Goal: Starting at the first line of the listing below, retype each line up to and including the one that contains "FaSearch, FaChevronDown, FaRegStar". Leave pictures out.
#####
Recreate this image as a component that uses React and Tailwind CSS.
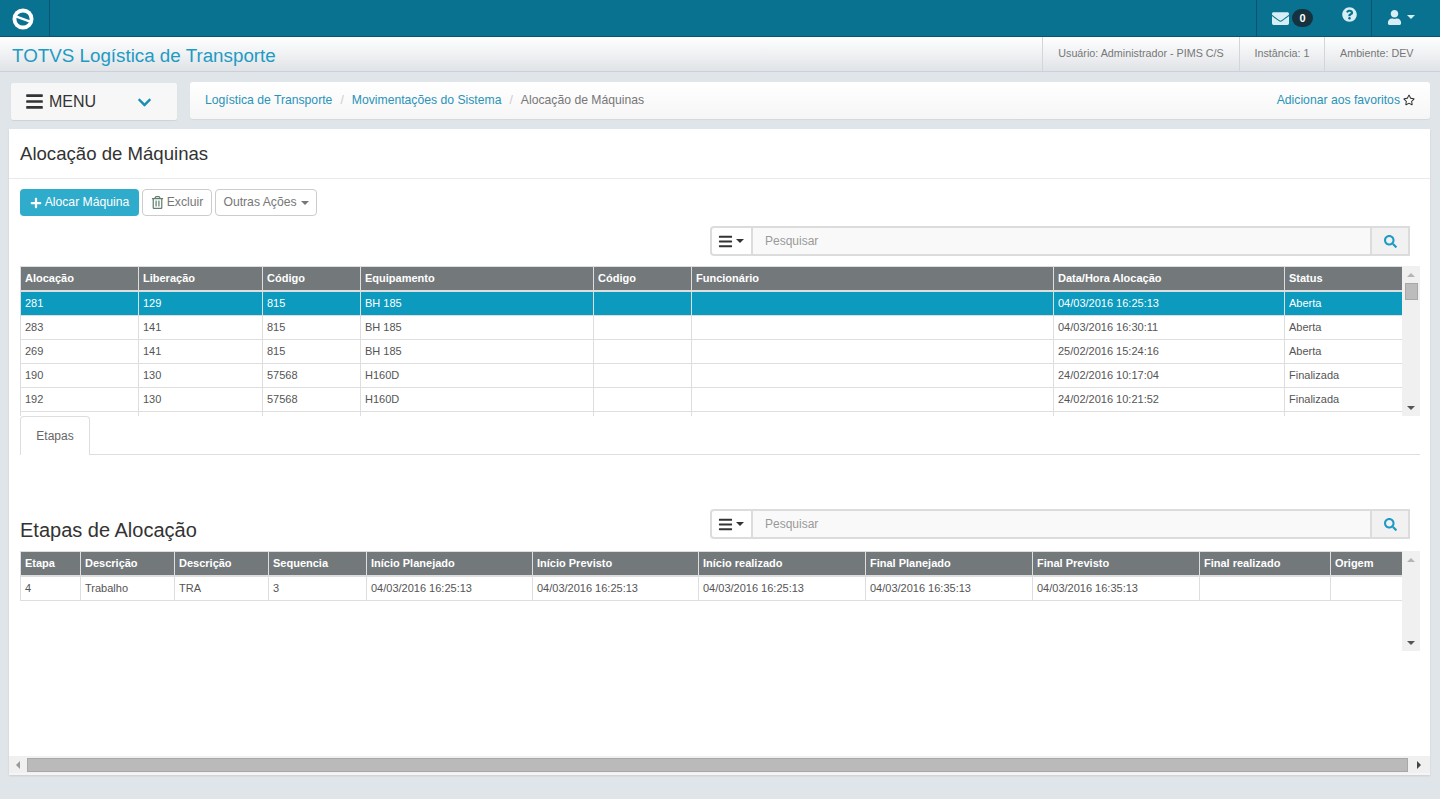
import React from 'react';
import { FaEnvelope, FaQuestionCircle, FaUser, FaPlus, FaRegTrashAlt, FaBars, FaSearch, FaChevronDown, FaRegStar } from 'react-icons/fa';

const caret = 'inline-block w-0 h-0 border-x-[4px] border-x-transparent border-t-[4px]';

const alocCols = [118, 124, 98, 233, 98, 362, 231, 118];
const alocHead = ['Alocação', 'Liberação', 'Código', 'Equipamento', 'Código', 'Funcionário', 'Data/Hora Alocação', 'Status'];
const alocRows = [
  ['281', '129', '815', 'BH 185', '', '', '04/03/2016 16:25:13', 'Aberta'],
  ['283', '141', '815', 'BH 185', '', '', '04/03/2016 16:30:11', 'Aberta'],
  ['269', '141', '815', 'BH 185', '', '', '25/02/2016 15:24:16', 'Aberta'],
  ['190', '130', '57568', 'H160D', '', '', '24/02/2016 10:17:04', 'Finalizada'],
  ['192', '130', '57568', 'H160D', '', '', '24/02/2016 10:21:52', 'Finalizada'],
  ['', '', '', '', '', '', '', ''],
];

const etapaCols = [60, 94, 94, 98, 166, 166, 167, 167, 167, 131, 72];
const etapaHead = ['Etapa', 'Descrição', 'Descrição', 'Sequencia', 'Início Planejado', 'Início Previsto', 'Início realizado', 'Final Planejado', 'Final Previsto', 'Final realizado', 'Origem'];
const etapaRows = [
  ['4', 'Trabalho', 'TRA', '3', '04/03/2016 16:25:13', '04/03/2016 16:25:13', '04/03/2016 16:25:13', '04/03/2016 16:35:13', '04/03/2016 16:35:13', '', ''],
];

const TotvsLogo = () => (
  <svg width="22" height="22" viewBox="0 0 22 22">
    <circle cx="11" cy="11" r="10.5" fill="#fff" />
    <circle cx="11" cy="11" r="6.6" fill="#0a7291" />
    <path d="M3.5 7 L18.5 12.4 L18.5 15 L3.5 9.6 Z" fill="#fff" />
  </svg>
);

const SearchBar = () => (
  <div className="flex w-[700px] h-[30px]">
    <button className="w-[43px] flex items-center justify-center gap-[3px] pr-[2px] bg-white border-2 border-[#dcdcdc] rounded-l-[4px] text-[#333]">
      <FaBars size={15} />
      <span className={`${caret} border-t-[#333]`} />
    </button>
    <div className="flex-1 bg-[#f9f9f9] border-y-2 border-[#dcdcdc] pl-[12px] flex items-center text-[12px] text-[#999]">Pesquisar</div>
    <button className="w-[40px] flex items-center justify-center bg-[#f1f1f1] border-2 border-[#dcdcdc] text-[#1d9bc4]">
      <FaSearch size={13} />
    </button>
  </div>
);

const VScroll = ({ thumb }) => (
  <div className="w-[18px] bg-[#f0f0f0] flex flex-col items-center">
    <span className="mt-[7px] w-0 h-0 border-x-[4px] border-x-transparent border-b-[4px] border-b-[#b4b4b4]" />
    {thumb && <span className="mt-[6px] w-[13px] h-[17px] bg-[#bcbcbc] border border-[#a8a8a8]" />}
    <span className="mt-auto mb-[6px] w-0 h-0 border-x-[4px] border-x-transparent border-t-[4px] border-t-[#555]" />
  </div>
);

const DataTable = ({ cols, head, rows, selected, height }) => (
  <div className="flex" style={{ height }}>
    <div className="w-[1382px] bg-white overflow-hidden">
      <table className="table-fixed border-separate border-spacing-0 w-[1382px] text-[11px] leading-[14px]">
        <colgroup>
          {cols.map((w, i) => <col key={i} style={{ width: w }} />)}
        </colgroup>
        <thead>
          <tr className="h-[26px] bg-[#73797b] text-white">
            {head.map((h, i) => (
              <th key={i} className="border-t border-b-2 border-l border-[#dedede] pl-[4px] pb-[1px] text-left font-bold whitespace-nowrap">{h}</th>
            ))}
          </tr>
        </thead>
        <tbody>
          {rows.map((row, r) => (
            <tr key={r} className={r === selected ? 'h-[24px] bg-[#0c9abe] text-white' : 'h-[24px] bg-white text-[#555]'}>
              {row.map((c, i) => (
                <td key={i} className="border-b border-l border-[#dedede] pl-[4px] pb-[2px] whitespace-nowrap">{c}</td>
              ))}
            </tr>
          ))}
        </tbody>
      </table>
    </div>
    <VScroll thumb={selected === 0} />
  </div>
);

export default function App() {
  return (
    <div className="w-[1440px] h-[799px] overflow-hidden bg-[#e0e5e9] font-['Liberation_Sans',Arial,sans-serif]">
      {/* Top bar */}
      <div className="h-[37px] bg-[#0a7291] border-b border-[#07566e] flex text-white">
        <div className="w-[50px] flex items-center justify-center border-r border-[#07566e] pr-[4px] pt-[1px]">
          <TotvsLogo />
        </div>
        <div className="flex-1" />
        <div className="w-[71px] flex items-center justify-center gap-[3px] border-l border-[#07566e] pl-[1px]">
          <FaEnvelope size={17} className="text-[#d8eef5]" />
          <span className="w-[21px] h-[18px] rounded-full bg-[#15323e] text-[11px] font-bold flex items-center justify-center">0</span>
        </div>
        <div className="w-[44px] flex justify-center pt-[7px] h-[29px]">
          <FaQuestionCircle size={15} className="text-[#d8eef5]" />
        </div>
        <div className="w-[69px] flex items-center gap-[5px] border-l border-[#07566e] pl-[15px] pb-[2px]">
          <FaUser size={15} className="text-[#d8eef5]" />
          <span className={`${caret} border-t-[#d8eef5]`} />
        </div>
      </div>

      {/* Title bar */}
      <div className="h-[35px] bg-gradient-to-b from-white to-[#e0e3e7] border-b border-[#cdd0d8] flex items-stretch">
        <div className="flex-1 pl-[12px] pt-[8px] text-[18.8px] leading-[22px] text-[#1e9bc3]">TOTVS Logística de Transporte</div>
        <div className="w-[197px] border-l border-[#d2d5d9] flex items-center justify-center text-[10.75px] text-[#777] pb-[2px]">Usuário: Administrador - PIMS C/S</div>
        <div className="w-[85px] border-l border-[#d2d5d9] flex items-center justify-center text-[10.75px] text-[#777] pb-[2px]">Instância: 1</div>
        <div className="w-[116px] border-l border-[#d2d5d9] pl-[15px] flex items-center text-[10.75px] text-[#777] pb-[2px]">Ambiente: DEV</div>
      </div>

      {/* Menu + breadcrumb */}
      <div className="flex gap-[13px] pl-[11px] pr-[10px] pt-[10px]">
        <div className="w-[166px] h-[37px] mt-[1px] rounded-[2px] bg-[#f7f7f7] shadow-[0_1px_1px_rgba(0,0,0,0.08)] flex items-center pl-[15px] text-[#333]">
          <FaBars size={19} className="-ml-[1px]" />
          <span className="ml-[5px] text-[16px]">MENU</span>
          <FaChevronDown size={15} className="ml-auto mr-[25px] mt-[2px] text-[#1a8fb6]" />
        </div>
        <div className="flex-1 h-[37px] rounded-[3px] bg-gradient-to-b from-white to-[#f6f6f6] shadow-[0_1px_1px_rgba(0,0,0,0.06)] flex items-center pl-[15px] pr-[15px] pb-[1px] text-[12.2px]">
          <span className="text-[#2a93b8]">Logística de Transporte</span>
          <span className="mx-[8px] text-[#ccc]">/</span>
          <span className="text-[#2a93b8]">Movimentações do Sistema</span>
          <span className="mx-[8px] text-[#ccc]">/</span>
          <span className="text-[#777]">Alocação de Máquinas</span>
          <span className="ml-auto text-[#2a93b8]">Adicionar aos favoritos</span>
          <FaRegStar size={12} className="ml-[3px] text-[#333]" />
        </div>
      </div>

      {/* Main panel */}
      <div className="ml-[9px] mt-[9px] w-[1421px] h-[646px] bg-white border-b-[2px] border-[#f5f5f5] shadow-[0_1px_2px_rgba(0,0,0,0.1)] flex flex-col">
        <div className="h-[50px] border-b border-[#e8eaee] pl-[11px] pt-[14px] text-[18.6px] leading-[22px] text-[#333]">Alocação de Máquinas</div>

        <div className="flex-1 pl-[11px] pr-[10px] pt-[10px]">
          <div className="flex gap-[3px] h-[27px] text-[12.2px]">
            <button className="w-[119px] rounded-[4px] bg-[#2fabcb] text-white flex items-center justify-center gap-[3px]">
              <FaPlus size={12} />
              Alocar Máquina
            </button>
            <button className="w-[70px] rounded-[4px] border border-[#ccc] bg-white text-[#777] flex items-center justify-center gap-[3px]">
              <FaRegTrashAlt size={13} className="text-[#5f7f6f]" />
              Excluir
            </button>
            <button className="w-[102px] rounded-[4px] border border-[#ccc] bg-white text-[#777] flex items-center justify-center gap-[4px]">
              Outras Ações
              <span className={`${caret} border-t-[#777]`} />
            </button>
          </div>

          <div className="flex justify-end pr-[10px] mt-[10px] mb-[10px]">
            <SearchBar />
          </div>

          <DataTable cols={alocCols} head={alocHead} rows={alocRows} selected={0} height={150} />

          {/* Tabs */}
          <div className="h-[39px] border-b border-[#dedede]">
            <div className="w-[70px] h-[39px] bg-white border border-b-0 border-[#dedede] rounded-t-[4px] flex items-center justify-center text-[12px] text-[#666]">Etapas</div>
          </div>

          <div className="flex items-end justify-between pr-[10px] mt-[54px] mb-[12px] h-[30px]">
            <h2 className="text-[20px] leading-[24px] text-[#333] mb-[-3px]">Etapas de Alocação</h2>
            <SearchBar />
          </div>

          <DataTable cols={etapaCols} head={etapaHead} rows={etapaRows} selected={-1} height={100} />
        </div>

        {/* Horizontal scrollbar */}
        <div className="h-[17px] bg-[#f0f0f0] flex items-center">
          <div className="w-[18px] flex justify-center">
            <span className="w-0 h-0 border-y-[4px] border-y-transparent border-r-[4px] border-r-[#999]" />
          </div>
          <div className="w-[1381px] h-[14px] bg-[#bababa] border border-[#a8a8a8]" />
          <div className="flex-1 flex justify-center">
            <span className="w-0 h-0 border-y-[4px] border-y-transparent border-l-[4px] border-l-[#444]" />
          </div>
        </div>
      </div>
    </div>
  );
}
#####
Result of the exercise:
Recreate this image as a component that uses React and Tailwind CSS.
import React from 'react';
import { FaEnvelope, FaQuestionCircle, FaUser, FaPlus, FaRegTrashAlt, FaBars, FaSearch, FaChevronDown, FaRegStar } from 'react-icons/fa';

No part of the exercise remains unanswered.